The agent in question has said on Twitter that she’s had 750 submissions and was sending out a lot of partial requests, so the odds were always against me. Still, this is the first time that I’ve had even a partial request, so I’m happy with that.
Now I’m focused on revising my TV pilot script so that I can submit it to the Channel 4 screenwriting course, about which, more below.
Do you have your stories straight?
I learnt a lot on Yvonne Grace’s script editing for TV course, but one of the most useful was how to think about the structure of a TV show. I realised pretty early on in the course that I would have to go back to Tag, my spec script, and plot it out properly, episode by episode. I have known that it needed a rewrite since I finished the first draft back in March, but knowing you need to rewrite and knowing how to rewrite are two different things.
The other day I had the epiphany I needed: Although I thought that I had a plot and subplot, I realised that I actually only had one story and the subplot was just another strand of that story. I need two more. I need an A, B and C story to create the richness that people expect from a modern TV show. And those two extra stories need to be driven by characters’ wants and needs, by subtext, rather than by plot.
I need to get the pilot script rewritten by the end of September so that I can enter it into the Channel 4 Screenwriting Course competition by 3 October. It’s not great timing. My mother’s 80th birthday is on 1 October, and Ada Lovelace Day is on 11 October, but I’m going to have to just knuckle down and try to get everything done.
Read this: Clive Thompson on how to take notes
Sometimes, you read a piece of advice so simple you wonder how you made it through life without coming up with it yourself.
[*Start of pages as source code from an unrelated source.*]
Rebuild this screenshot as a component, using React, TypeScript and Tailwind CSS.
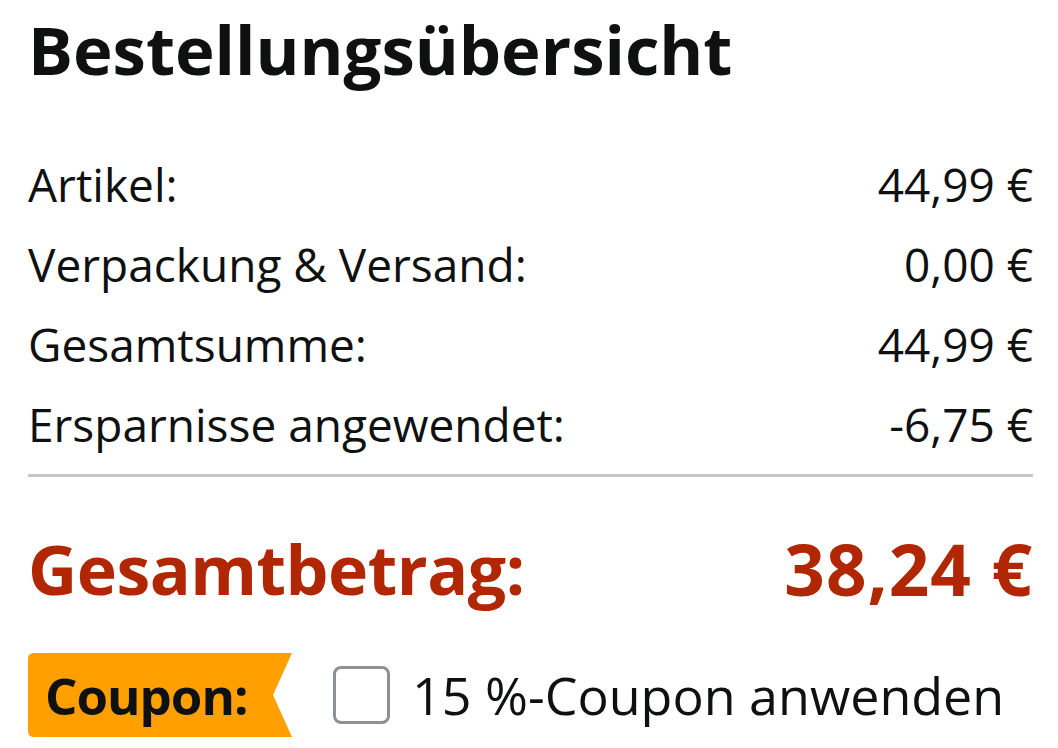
const rows = [
  { label: "Artikel:", value: "44,99 €" },
  { label: "Verpackung & Versand:", value: "0,00 €" },
  { label: "Gesamtsumme:", value: "44,99 €" },
  { label: "Ersparnisse angewendet:", value: "-6,75 €" },
];

export default function App() {
  return (
    <div
      className="h-[748px] w-[1058px] overflow-hidden bg-white pl-[28px] pr-[25px] text-[#0f1111]"
      style={{ fontFamily: '"Open Sans", "Noto Sans", sans-serif' }}
    >
      <h1 className="mt-[4px] text-[67px] font-bold leading-[90px]">Bestellungsübersicht</h1>

      <div className="mt-[50px] flex flex-col">
        {rows.map((row) => (
          <div key={row.label} className="flex h-[80px] items-center justify-between text-[46px] leading-none">
            <span>{row.label}</span>
            <span>{row.value}</span>
          </div>
        ))}
      </div>

      <div className="mt-[10px] h-[3px] bg-[#c4c7c7]" />

      <div className="mt-[56px] flex items-center justify-between font-bold leading-none text-[#b12704]">
        <span className="text-[68px] tracking-[-0.5px]">Gesamtbetrag:</span>
        <span className="text-[71px] tracking-[1px]">38,24 €</span>
      </div>

      <div className="mt-[49px] flex items-center">
        <div className="relative flex h-[84px] w-[264px] items-center">
          <svg className="absolute inset-0" width="264" height="84" viewBox="0 0 264 84">
            <path d="M6 0 H264 L245 42 L264 84 H6 Q0 84 0 78 V6 Q0 0 6 0 Z" fill="#ff9f00" />
          </svg>
          <span className="relative pl-[17px] text-[51px] font-bold leading-none tracking-[-1px] text-[#0f1111]">Coupon:</span>
        </div>
        <div className="ml-[41px] h-[58px] w-[57px] rounded-[8px] border-[3px] border-[#8d9096] bg-white" />
        <span className="ml-[22px] text-[52px] leading-none">15 %-Coupon anwenden</span>
      </div>
    </div>
  );
}
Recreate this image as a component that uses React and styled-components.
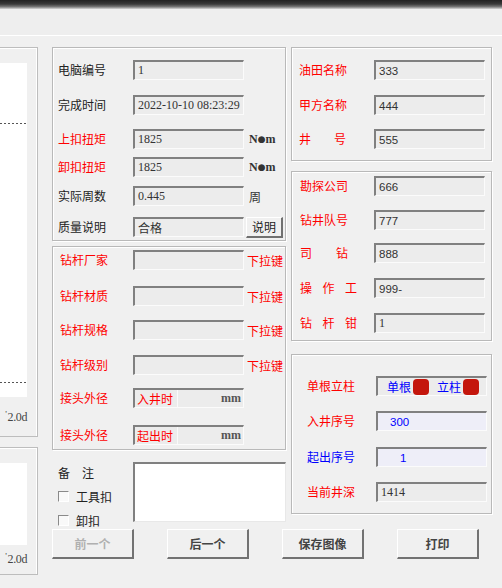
import React from "react";
import styled, { createGlobalStyle } from "styled-components";

const CJK = `"Noto Sans CJK SC", "Noto Sans", sans-serif`;
const SERIF = `"Liberation Serif", "Noto Sans CJK SC", serif`;
const SANS = `"Liberation Sans", "Noto Sans CJK SC", sans-serif`;
const RED = "#ff0000";
const BLUE = "#0000ff";

const Global = createGlobalStyle`
  html, body { margin: 0; padding: 0; background: #f0f0f0; }
  * { box-sizing: border-box; }
`;

const Page = styled.div`
  width: 502px;
  height: 588px;
  overflow: hidden;
  background: #f0f0f0;
  display: flex;
  flex-direction: column;
  font-family: ${CJK};
  font-size: 12px;
  color: #222;
`;

const TitleEdge = styled.div`
  height: 9px;
  flex: none;
  background: linear-gradient(#222 0%, #3a3a3a 45%, #777 75%, #d6d6d6 100%);
`;

const ToolStrip = styled.div`
  height: 27px;
  flex: none;
  background: #eeeeee;
  border-bottom: 1px solid #ffffff;
`;

const Body = styled.div`
  display: flex;
  padding-top: 11px;
`;

const LeftCol = styled.div`
  width: 38px;
  margin-right: 14px;
  flex: none;
  display: flex;
  flex-direction: column;
  gap: 10px;
`;

const ChartFrame = styled.div`
  height: ${(p) => p.$h}px;
  border: 1px solid #bdbdbd;
  border-left: none;
  box-shadow: inset -1px 0 0 #fff, inset 0 1px 0 #fff;
  padding: 15px 10px 0 0;
  display: flex;
  flex-direction: column;
`;

const Plot = styled.svg`
  display: block;
  width: 27px;
  height: ${(p) => p.$h}px;
  background: #fff;
`;

const AxisText = styled.div`
  margin-top: ${(p) => p.$mt}px;
  text-align: right;
  font-family: ${SERIF};
  font-size: 12px;
  line-height: 15px;
  color: #444;
  letter-spacing: -0.4px;
`;

const Tick = styled.span`
  font-size: 9px;
  vertical-align: 4px;
  margin-right: 1px;
`;

const RightArea = styled.div`
  width: 440px;
  display: flex;
  flex-direction: column;
`;

const Columns = styled.div`
  display: flex;
  gap: 5px;
  align-items: flex-start;
`;

const Column = styled.div`
  width: ${(p) => p.$w}px;
  display: flex;
  flex-direction: column;
`;

const Group = styled.div`
  height: ${(p) => p.$h}px;
  margin-top: ${(p) => p.$mt || 0}px;
  border: 1px solid #b9b9b9;
  box-shadow: inset 1px 1px 0 #fff, 1px 1px 0 #fff;
  padding-left: ${(p) => p.$pl}px;
  display: flex;
  flex-direction: column;
`;

const Row = styled.div`
  display: flex;
  align-items: center;
  height: 20px;
  flex: none;
  margin-top: ${(p) => p.$mt}px;
`;

const Label = styled.div`
  width: ${(p) => p.$w}px;
  flex: none;
  color: ${(p) => p.$c || "#222"};
  font-family: ${CJK};
  font-size: 12px;
  line-height: 14px;
  white-space: nowrap;
`;

const Spread = styled.span`
  display: inline-flex;
  justify-content: space-between;
  width: ${(p) => p.$w}px;
`;

const Field = styled.div`
  width: ${(p) => p.$w || 111}px;
  height: 20px;
  flex: none;
  background: ${(p) => p.$bg || "#ececec"};
  border-top: 2px solid #808080;
  border-left: 2px solid #808080;
  border-right: 1px solid #fbfbfb;
  border-bottom: 1px solid #fbfbfb;
  display: flex;
  align-items: center;
  justify-content: ${(p) => (p.$between ? "space-between" : "flex-start")};
  padding-left: ${(p) => (p.$pl != null ? p.$pl : 3)}px;
  padding-right: 2px;
  font-family: ${(p) => (p.$cjk ? CJK : p.$sans ? SANS : SERIF)};
  font-size: ${(p) => (p.$sans ? 11.5 : 12)}px;
  color: ${(p) => p.$c || "#333"};
  white-space: nowrap;
`;

const SubLabel = styled.span`
  height: 100%;
  display: flex;
  align-items: center;
  padding: 0 4px 0 2px;
  border-right: 1px solid #fafafa;
  color: ${RED};
  font-family: ${CJK};
  font-size: 12px;
`;

const MM = styled.span`
  font-family: ${SERIF};
  font-weight: bold;
  font-size: 12px;
  color: #555;
`;

const Unit = styled.span`
  margin-left: ${(p) => p.$ml}px;
  font-family: ${(p) => (p.$serif ? SERIF : CJK)};
  font-weight: ${(p) => (p.$serif ? "bold" : "normal")};
  font-size: 12px;
  color: ${(p) => p.$c || "#333"};
  white-space: nowrap;
`;

const Dot = styled.span`
  font-family: "DejaVu Sans", sans-serif;
  font-size: 9px;
  vertical-align: 1px;
`;

const SmallButton = styled.div`
  margin-left: 2px;
  width: 37px;
  height: 21px;
  border-top: 1px solid #fff;
  border-left: 1px solid #fff;
  border-right: 2px solid #707070;
  border-bottom: 2px solid #707070;
  display: flex;
  align-items: center;
  justify-content: center;
  font-size: 12px;
  color: #222;
`;

const Notes = styled.div`
  display: flex;
`;

const NotesLeft = styled.div`
  width: 81px;
  flex: none;
  padding: 12px 0 0 6px;
  display: flex;
  flex-direction: column;
  gap: 4px;
`;

const NoteLine = styled.div`
  height: 20px;
  display: flex;
  align-items: center;
  gap: 7px;
  font-size: 12px;
  color: #222;
`;

const CheckBox = styled.span`
  width: 11px;
  height: 11px;
  background: #f9f9f9;
  border-top: 1px solid #8a8a8a;
  border-left: 1px solid #8a8a8a;
  border-right: 1px solid #fff;
  border-bottom: 1px solid #fff;
`;

const TextArea = styled.div`
  margin-top: 12px;
  width: 153px;
  height: 60px;
  background: #fff;
  border-top: 2px solid #808080;
  border-left: 2px solid #808080;
  border-right: 1px solid #e8e8e8;
  border-bottom: 1px solid #e8e8e8;
`;

const ButtonRow = styled.div`
  display: flex;
  gap: 33px;
  margin-top: -1px;
`;

const Button = styled.div`
  width: 82px;
  height: 30px;
  border-top: 1px solid #fff;
  border-left: 1px solid #fff;
  border-right: 2px solid #727272;
  border-bottom: 2px solid #727272;
  background: #f0f0f0;
  display: flex;
  align-items: center;
  justify-content: center;
  font-size: 12px;
  font-weight: bold;
  color: ${(p) => (p.$disabled ? "#b0b0b0" : "#444")};
`;

const Choice = styled.span`
  color: ${BLUE};
  font-family: ${CJK};
  font-size: 12px;
  margin-left: ${(p) => p.$ml}px;
`;

const Swatch = styled.span`
  width: 16px;
  height: 16px;
  border-radius: 4px;
  background: #c4160c;
  margin-left: 2px;
`;

function Chart({ h, plotH, lines, axisMt }) {
  return (
    <ChartFrame $h={h}>
      <Plot $h={plotH} viewBox={`0 0 27 ${plotH}`}>
        {lines.map((y) => (
          <line key={y} x1="0" y1={y} x2="26" y2={y} stroke="#555" strokeWidth="1" strokeDasharray="2 2" />
        ))}
      </Plot>
      <AxisText $mt={axisMt}>
        <Tick>'</Tick>2.0d
      </AxisText>
    </ChartFrame>
  );
}

const NM = () => (
  <>
    N<Dot>●</Dot>m
  </>
);

export default function App() {
  return (
    <>
      <Global />
      <Page>
        <TitleEdge />
        <ToolStrip />
        <Body>
          <LeftCol>
            <Chart h={390} plotH={334} lines={[60.5, 319.5]} axisMt={10} />
            <Chart h={128} plotH={82} lines={[]} axisMt={4} />
          </LeftCol>
          <RightArea>
            <Columns>
              <Column $w={234}>
                <Group $h={194} $pl={5}>
                  <Row $mt={12}>
                    <Label $w={75}>电脑编号</Label>
                    <Field>1</Field>
                  </Row>
                  <Row $mt={15}>
                    <Label $w={75}>完成时间</Label>
                    <Field>2022-10-10 08:23:29</Field>
                  </Row>
                  <Row $mt={14}>
                    <Label $w={75} $c={RED}>上扣扭矩</Label>
                    <Field>1825</Field>
                    <Unit $ml={5} $serif><NM /></Unit>
                  </Row>
                  <Row $mt={8}>
                    <Label $w={75} $c={RED}>卸扣扭矩</Label>
                    <Field>1825</Field>
                    <Unit $ml={5} $serif><NM /></Unit>
                  </Row>
                  <Row $mt={9}>
                    <Label $w={75}>实际周数</Label>
                    <Field>0.445</Field>
                    <Unit $ml={5}>周</Unit>
                  </Row>
                  <Row $mt={11}>
                    <Label $w={75}>质量说明</Label>
                    <Field $cjk>合格</Field>
                    <SmallButton>说明</SmallButton>
                  </Row>
                </Group>
                <Group $h={204} $mt={5} $pl={7}>
                  {[
                    ["钻杆厂家", 3],
                    ["钻杆材质", 16],
                    ["钻杆规格", 14],
                    ["钻杆级别", 15],
                  ].map(([t, mt]) => (
                    <Row key={t} $mt={mt}>
                      <Label $w={73} $c={RED}>{t}</Label>
                      <Field />
                      <Unit $ml={3} $c={RED}>下拉键</Unit>
                    </Row>
                  ))}
                  <Row $mt={13}>
                    <Label $w={73} $c={RED}>接头外径</Label>
                    <Field $between $pl={0}>
                      <SubLabel>入井时</SubLabel>
                      <MM>mm</MM>
                    </Field>
                  </Row>
                  <Row $mt={17}>
                    <Label $w={73} $c={RED}>接头外径</Label>
                    <Field $between $pl={0}>
                      <SubLabel>起出时</SubLabel>
                      <MM>mm</MM>
                    </Field>
                  </Row>
                </Group>
                <Notes>
                  <NotesLeft>
                    <NoteLine>
                      <Spread $w={36}>
                        <span>备</span>
                        <span>注</span>
                      </Spread>
                    </NoteLine>
                    <NoteLine>
                      <CheckBox />
                      工具扣
                    </NoteLine>
                    <NoteLine>
                      <CheckBox />
                      卸扣
                    </NoteLine>
                  </NotesLeft>
                  <TextArea />
                </Notes>
              </Column>
              <Column $w={201}>
                <Group $h={114} $pl={7}>
                  <Row $mt={12}>
                    <Label $w={75} $c={RED}>油田名称</Label>
                    <Field $sans>333</Field>
                  </Row>
                  <Row $mt={15}>
                    <Label $w={75} $c={RED}>甲方名称</Label>
                    <Field $sans>444</Field>
                  </Row>
                  <Row $mt={14}>
                    <Label $w={75} $c={RED}>
                      <Spread $w={47}>
                        <span>井</span>
                        <span>号</span>
                      </Spread>
                    </Label>
                    <Field $sans>555</Field>
                  </Row>
                </Group>
                <Group $h={170} $mt={10} $pl={8}>
                  <Row $mt={4}>
                    <Label $w={74} $c={RED}>勘探公司</Label>
                    <Field $sans>666</Field>
                  </Row>
                  <Row $mt={14}>
                    <Label $w={74} $c={RED}>钻井队号</Label>
                    <Field $sans>777</Field>
                  </Row>
                  <Row $mt={13}>
                    <Label $w={74} $c={RED}>
                      <Spread $w={48}>
                        <span>司</span>
                        <span>钻</span>
                      </Spread>
                    </Label>
                    <Field $sans>888</Field>
                  </Row>
                  <Row $mt={15}>
                    <Label $w={74} $c={RED}>
                      <Spread $w={57}>
                        <span>操</span>
                        <span>作</span>
                        <span>工</span>
                      </Spread>
                    </Label>
                    <Field $sans>999-</Field>
                  </Row>
                  <Row $mt={15}>
                    <Label $w={74} $c={RED}>
                      <Spread $w={57}>
                        <span>钻</span>
                        <span>杆</span>
                        <span>钳</span>
                      </Spread>
                    </Label>
                    <Field>1</Field>
                  </Row>
                </Group>
                <Group $h={160} $mt={13} $pl={15}>
                  <Row $mt={21}>
                    <Label $w={69} $c={RED}>单根立柱</Label>
                    <Field $pl={0}>
                      <Choice $ml={9}>单根</Choice>
                      <Swatch />
                      <Choice $ml={8}>立柱</Choice>
                      <Swatch />
                    </Field>
                  </Row>
                  <Row $mt={15}>
                    <Label $w={69} $c={RED}>入井序号</Label>
                    <Field $sans $bg="#eeeef8" $c={BLUE} $pl={12}>300</Field>
                  </Row>
                  <Row $mt={16}>
                    <Label $w={69} $c={BLUE}>起出序号</Label>
                    <Field $sans $bg="#eeeef8" $c={BLUE} $pl={22}>1</Field>
                  </Row>
                  <Row $mt={15}>
                    <Label $w={69} $c={RED}>当前井深</Label>
                    <Field>1414</Field>
                  </Row>
                </Group>
              </Column>
            </Columns>
            <ButtonRow>
              <Button $disabled>前一个</Button>
              <Button>后一个</Button>
              <Button>保存图像</Button>
              <Button>打印</Button>
            </ButtonRow>
          </RightArea>
        </Body>
      </Page>
    </>
  );
}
In this case, it is Coders author and journalist Clive Thompson’s advice on how to take notes when you’re doing desk research. If I end up going back into freelance journalism after ALD closes, this will be very useful!
Oh, and if you haven’t already seen Clive’s talk, How The Way You Write Changes the Way You Think, you really must. It’s fascinating, and possibly my favourite ever talk.
Obligatory cat picture
Back in issue 7, I introduced you to a new podcast about cats, My Cat’s Tale, by my friend Ewan Spence. I was delighted get the chance to talk about Copurrnicus and the challenges we’ve had with our darling feral boy. When we adopted him, we had no idea that he was feral, nor that he’d been taken from his mother too young. We soon learnt that Copurrnicus was going to take a bit more work than your average kitten, but we did finally bring him round. Please do give My Cat’s Tale a listen!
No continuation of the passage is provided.